Set task>
Look for the string "styles" and copy every line that has it.

— START Data section —

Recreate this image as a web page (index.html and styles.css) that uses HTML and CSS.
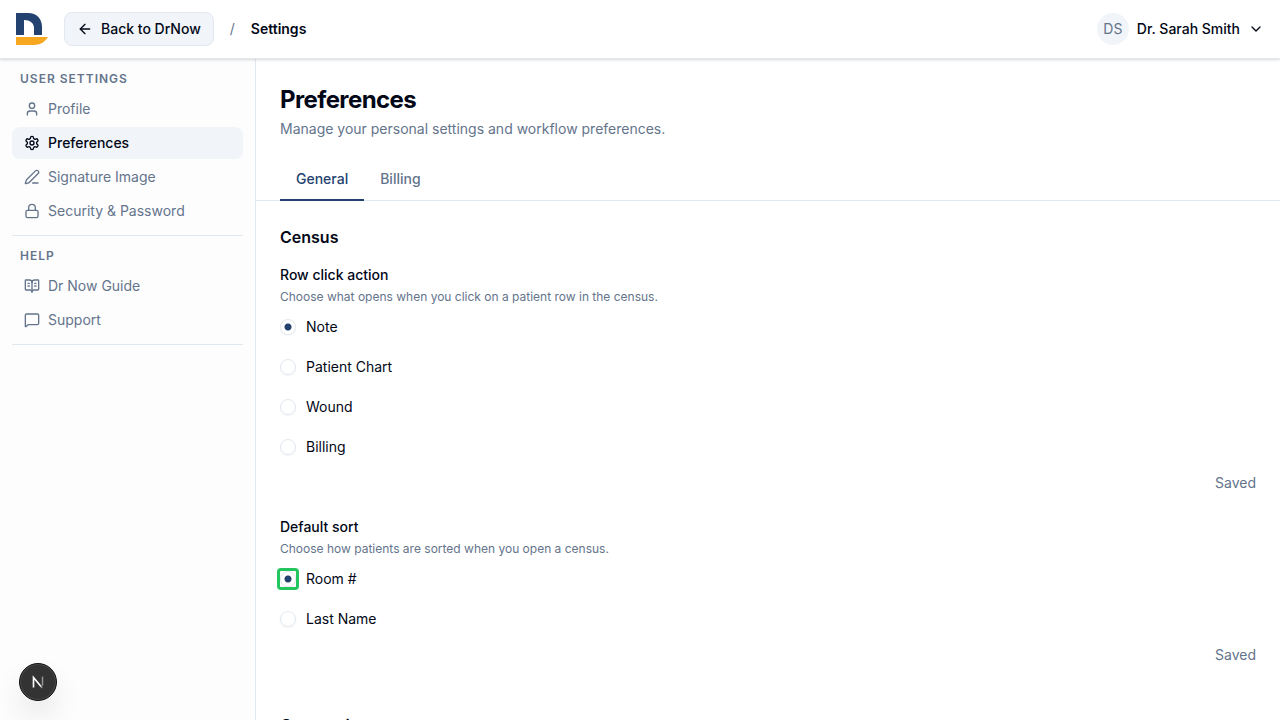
FILE: index.html
```html
<!DOCTYPE html>
<html lang="en">
<head>
    <meta charset="UTF-8">
    <meta name="viewport" content="width=device-width, initial-scale=1.0">
    <title>Settings - DrNow</title>
    <link rel="stylesheet" href="styles.css">
</head>
<body>
    <header class="topbar">
        <svg class="logo" viewBox="0 0 32 32" aria-label="DrNow">
            <path fill="#24426f" d="M0 0h12c9 0 14 6 14 14v8h-8v-7c0-5-4-8-10-8v15H0z"/>
            <path fill="#f7a820" d="M0 24h32c-3 5-8 8-14 8H0z"/>
        </svg>
        <a class="back" href="#">
            <svg class="icon" viewBox="0 0 24 24"><path d="m12 19-7-7 7-7"/><path d="M19 12H5"/></svg>
            Back to DrNow
        </a>
        <span class="slash">/</span>
        <span class="crumb">Settings</span>
        <button class="user" type="button">
            <span class="avatar">DS</span>
            Dr. Sarah Smith
            <svg class="icon" viewBox="0 0 24 24"><path d="m6 9 6 6 6-6"/></svg>
        </button>
    </header>

    <div class="layout">
        <aside class="sidebar">
            <nav class="group">
                <h2 class="group-title">USER SETTINGS</h2>
                <a class="nav-link" href="#">
                    <svg class="icon" viewBox="0 0 24 24"><path d="M19 21v-2a4 4 0 0 0-4-4H9a4 4 0 0 0-4 4v2"/><circle cx="12" cy="7" r="4"/></svg>
                    Profile
                </a>
                <a class="nav-link active" href="#">
                    <svg class="icon" viewBox="0 0 24 24"><path d="M12.22 2h-.44a2 2 0 0 0-2 2v.18a2 2 0 0 1-1 1.73l-.43.25a2 2 0 0 1-2 0l-.15-.08a2 2 0 0 0-2.73.73l-.22.38a2 2 0 0 0 .73 2.73l.15.1a2 2 0 0 1 1 1.72v.51a2 2 0 0 1-1 1.74l-.15.09a2 2 0 0 0-.73 2.73l.22.38a2 2 0 0 0 2.73.73l.15-.08a2 2 0 0 1 2 0l.43.25a2 2 0 0 1 1 1.73V20a2 2 0 0 0 2 2h.44a2 2 0 0 0 2-2v-.18a2 2 0 0 1 1-1.73l.43-.25a2 2 0 0 1 2 0l.15.08a2 2 0 0 0 2.73-.73l.22-.39a2 2 0 0 0-.73-2.73l-.15-.08a2 2 0 0 1-1-1.74v-.5a2 2 0 0 1 1-1.74l.15-.09a2 2 0 0 0 .73-2.73l-.22-.38a2 2 0 0 0-2.73-.73l-.15.08a2 2 0 0 1-2 0l-.43-.25a2 2 0 0 1-1-1.73V4a2 2 0 0 0-2-2z"/><circle cx="12" cy="12" r="3"/></svg>
                    Preferences
                </a>
                <a class="nav-link" href="#">
                    <svg class="icon" viewBox="0 0 24 24"><path d="M13 21h8"/><path d="M21.174 6.812a1 1 0 0 0-3.986-3.987L3.842 16.174a2 2 0 0 0-.5.83l-1.321 4.352a.5.5 0 0 0 .623.622l4.353-1.32a2 2 0 0 0 .83-.497z"/></svg>
                    Signature Image
                </a>
                <a class="nav-link" href="#">
                    <svg class="icon" viewBox="0 0 24 24"><rect width="18" height="11" x="3" y="11" rx="2"/><path d="M7 11V7a5 5 0 0 1 10 0v4"/></svg>
                    Security &amp; Password
                </a>
            </nav>
            <nav class="group">
                <h2 class="group-title">HELP</h2>
                <a class="nav-link" href="#">
                    <svg class="icon" viewBox="0 0 24 24"><path d="M12 7v14"/><path d="M16 12h2"/><path d="M16 8h2"/><path d="M3 18a1 1 0 0 1-1-1V4a1 1 0 0 1 1-1h5a4 4 0 0 1 4 4 4 4 0 0 1 4-4h5a1 1 0 0 1 1 1v13a1 1 0 0 1-1 1h-6a3 3 0 0 0-3 3 3 3 0 0 0-3-3z"/><path d="M6 12h2"/><path d="M6 8h2"/></svg>
                    Dr Now Guide
                </a>
                <a class="nav-link" href="#">
                    <svg class="icon" viewBox="0 0 24 24"><path d="M22 17a2 2 0 0 1-2 2H6.828a2 2 0 0 0-1.414.586l-2.202 2.202A.71.71 0 0 1 2 21.286V5a2 2 0 0 1 2-2h16a2 2 0 0 1 2 2z"/></svg>
                    Support
                </a>
            </nav>
        </aside>

        <main class="content">
            <h1>Preferences</h1>
            <p class="lead">Manage your personal settings and workflow preferences.</p>

            <div class="tabs" role="tablist">
                <button class="tab selected" type="button" role="tab" aria-selected="true">General</button>
                <button class="tab" type="button" role="tab" aria-selected="false">Billing</button>
            </div>

            <section class="panel">
                <h2>Census</h2>
                <fieldset class="setting">
                    <legend>Row click action</legend>
                    <p class="hint">Choose what opens when you click on a patient row in the census.</p>
                    <label class="option"><input type="radio" name="row-click" checked>Note</label>
                    <label class="option"><input type="radio" name="row-click">Patient Chart</label>
                    <label class="option"><input type="radio" name="row-click">Wound</label>
                    <label class="option"><input type="radio" name="row-click">Billing</label>
                    <p class="status">Saved</p>
                </fieldset>
                <fieldset class="setting">
                    <legend>Default sort</legend>
                    <p class="hint">Choose how patients are sorted when you open a census.</p>
                    <label class="option"><input class="highlight" type="radio" name="sort" checked>Room #</label>
                    <label class="option"><input type="radio" name="sort">Last Name</label>
                    <p class="status">Saved</p>
                </fieldset>
            </section>

            <section class="panel">
                <h2>Connections</h2>
            </section>
        </main>
    </div>

    <button class="dev-button" type="button" aria-label="Open dev tools">
        <svg viewBox="0 0 40 40">
            <defs>
                <linearGradient id="fade-diag" x1="20" y1="20" x2="26" y2="27" gradientUnits="userSpaceOnUse">
                    <stop offset="0.5" stop-color="#fff"/>
                    <stop offset="1" stop-color="#fff" stop-opacity="0"/>
                </linearGradient>
                <linearGradient id="fade-stem" x1="0" y1="14" x2="0" y2="24" gradientUnits="userSpaceOnUse">
                    <stop offset="0" stop-color="#fff"/>
                    <stop offset="1" stop-color="#fff" stop-opacity="0"/>
                </linearGradient>
            </defs>
            <path d="M15 26V15l10 12" fill="none" stroke="url(#fade-diag)" stroke-width="1.8"/>
            <path d="M25 14v10" fill="none" stroke="#fff" stroke-opacity="0.5" stroke-width="1.6"/>
        </svg>
    </button>
</body>
</html>
```
FILE: styles.css
```css
* {
    box-sizing: border-box;
}
body {
    display: flex;
    flex-direction: column;
    height: 100vh;
    margin: 0;
    overflow: hidden;
    font-family: Inter, "Liberation Sans", sans-serif;
    font-size: 14px;
    line-height: 20px;
    color: #020817;
    background-color: #fff;
}
h1, h2, p, fieldset, legend {
    margin: 0;
    padding: 0;
}
a {
    color: inherit;
    text-decoration: none;
}
button {
    font: inherit;
    color: inherit;
    border: 0;
    background: none;
    cursor: pointer;
}
.icon {
    width: 16px;
    height: 16px;
    flex-shrink: 0;
    fill: none;
    stroke: currentColor;
    stroke-width: 2;
    stroke-linecap: round;
    stroke-linejoin: round;
}

.topbar {
    display: flex;
    align-items: center;
    gap: 16px;
    padding: 12px 16px;
    border-bottom: 1px solid #e2e8f0;
    box-shadow: 0 1px 3px rgba(0, 0, 0, 0.1), 0 1px 2px rgba(0, 0, 0, 0.06);
    font-weight: 500;
    z-index: 1;
}
.logo {
    width: 32px;
    height: 32px;
}
.back {
    display: flex;
    align-items: center;
    gap: 8px;
    padding: 6px 12px;
    border: 1px solid #e2e8f0;
    border-radius: 8px;
    background-color: #f1f5f9;
}
.slash {
    color: #64748b;
    font-weight: 400;
}
.crumb {
    font-weight: 600;
}
.user {
    display: flex;
    align-items: center;
    gap: 8px;
    margin-left: auto;
    padding: 0;
}
.avatar {
    width: 32px;
    height: 32px;
    border-radius: 50%;
    line-height: 32px;
    text-align: center;
    font-weight: 400;
    color: #64748b;
    background-color: #f1f5f9;
}

.layout {
    display: flex;
    flex: 1;
    min-height: 0;
}
.sidebar {
    width: 256px;
    flex-shrink: 0;
    padding: 8px 12px;
    border-right: 1px solid #e2e8f0;
    background-color: #fdfdfe;
}
.group {
    display: flex;
    flex-direction: column;
    gap: 2px;
    margin-bottom: 8px;
    padding-bottom: 8px;
    border-bottom: 1px solid #e2e8f0;
}
.group-title {
    padding: 4px 8px;
    font-size: 12px;
    line-height: 16px;
    font-weight: 600;
    letter-spacing: 1px;
    color: #64748b;
}
.nav-link {
    display: flex;
    align-items: center;
    gap: 8px;
    padding: 6px 12px;
    border-radius: 8px;
    color: #64748b;
}
.nav-link.active {
    color: #020817;
    font-weight: 500;
    background-color: #f1f5f9;
}

.content {
    flex: 1;
    overflow: hidden;
    padding-top: 24px;
}
.content h1 {
    padding: 0 24px;
    font-size: 24px;
    line-height: 34px;
    font-weight: 700;
    letter-spacing: -0.025em;
}
.lead {
    padding: 2px 24px 0;
    color: #64748b;
}
.tabs {
    display: flex;
    margin-top: 20px;
    padding: 0 24px;
    border-bottom: 1px solid #e2e8f0;
}
.tab {
    margin-bottom: -1px;
    padding: 10px 16px;
    border-bottom: 2px solid transparent;
    font-weight: 500;
    color: #64748b;
}
.tab.selected {
    color: #24426f;
    border-bottom-color: #24426f;
}

.panel {
    padding: 24px 24px 0;
}
.panel + .panel {
    padding-top: 48px;
}
.panel h2 {
    font-size: 16px;
    line-height: 24px;
    font-weight: 600;
}
.setting {
    display: flex;
    flex-direction: column;
    min-width: 0;
    margin-top: 16px;
    border: 0;
}
.setting + .setting {
    margin-top: 24px;
}
.setting legend {
    font-weight: 500;
}
.hint {
    margin-top: 4px;
    font-size: 12px;
    line-height: 16px;
    color: #64748b;
}
.option {
    display: flex;
    align-items: center;
    gap: 10px;
    height: 40px;
}
.hint + .option {
    margin-top: 2px;
}
.option input {
    appearance: none;
    width: 16px;
    height: 16px;
    margin: 0;
    border: 1px solid #e2e8f0;
    border-radius: 50%;
    box-shadow: 0 1px 2px rgba(0, 0, 0, 0.05);
}
.option input:checked {
    background: radial-gradient(circle, #24426f 3px, transparent 4px);
}
.option .highlight {
    position: relative;
}
.option .highlight::after {
    content: "";
    position: absolute;
    inset: -4px;
    border: 3px solid #22c55e;
    border-radius: 4px;
}
.status {
    margin-top: 6px;
    text-align: right;
    color: #64748b;
}

.dev-button {
    position: fixed;
    left: 19px;
    bottom: 19px;
    width: 38px;
    height: 38px;
    padding: 0;
    border: 1px solid #111;
    border-radius: 50%;
    background-color: #333;
    box-shadow: inset 0 0 0 1px #4a4a4a, 0 16px 32px -8px rgba(0, 0, 0, 0.24);
}
.dev-button svg {
    display: block;
    width: 100%;
    height: 100%;
}
```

— END Data section —

Answer below>
Recreate this image as a web page (index.html and styles.css) that uses HTML and CSS.
    <link rel="stylesheet" href="styles.css">
FILE: styles.css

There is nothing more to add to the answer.